On any visit to another town, inspection of the cinema is mandatory. His job, however, is threatened both by diminishing audiences and the arrival of sound. The cinema’s owner believes the talkies can save his business; at the same time they will make Grandfather’s role redundant.

german lit month

The novel generally has a light, comic tone. Grandfather is, in many ways, a ridiculous character, pompous when it comes to his ‘art’ and otherwise of little use. That his ridiculousness is filtered through the eyes of his admiring grandson softens this, though the narrative is frequently interspersed with barbed comments for the Grandmother to compensate:

“In January, he had got a new hat. This hat…had, if anything, an even broader brim than its predecessor. ‘You could use it to sweep the streets with’ (Grandmother)”

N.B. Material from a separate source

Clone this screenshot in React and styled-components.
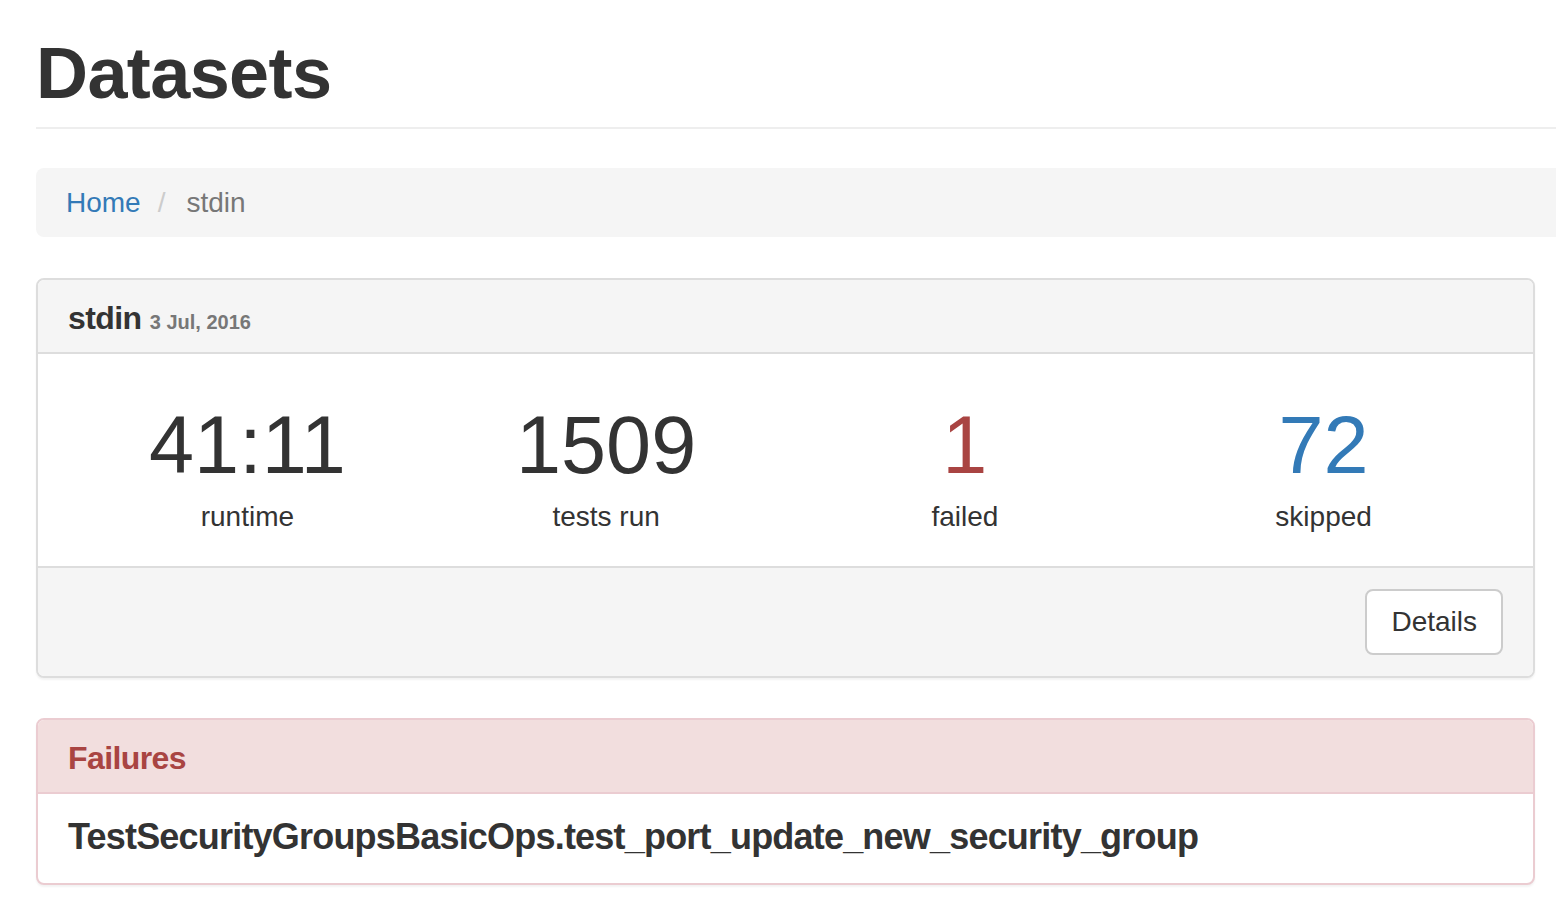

However, this is 1930s Germany and the novel inevitably has its darker side. Though the role of film explainer and Grandfather’s attachment to it may seem foolishly Luddite to the contemporary reader, the novel reveals the way in which technology advances regardless of the human cost – an issue society continues to grapple with. When Grandfather loses his job, he also loses his sense of self:

“I used to think, he said, that as an artist I was something special. But it isn’t true. I’m on the street, same as millions of other, and all of us treading on each other. Soon I’ll be reduced to begging, artist or not!”

It is during this time that attends his first political meeting:

“If people weren’t so desperate there wouldn’t be so many meetings in the world! Every meeting is a kind of last straw that they try to clutch.”

Hofmann shows us, in miniature, the way in which individuals can be attracted to extremism: when everything else is taken away from them. Luckily his love of film ultimately saves Grandfather: when on a rally, he abandons the flag to visit the nearest cinema.

The Film Explainer uses its provincial, unimportant characters to reveal a little of the process by which a country can lose itself. Perhaps its greatest achievement, though, is its wonderful three-layered narrative voice in which the Grandfather, the Grandmother and the grandson unite to tell their story.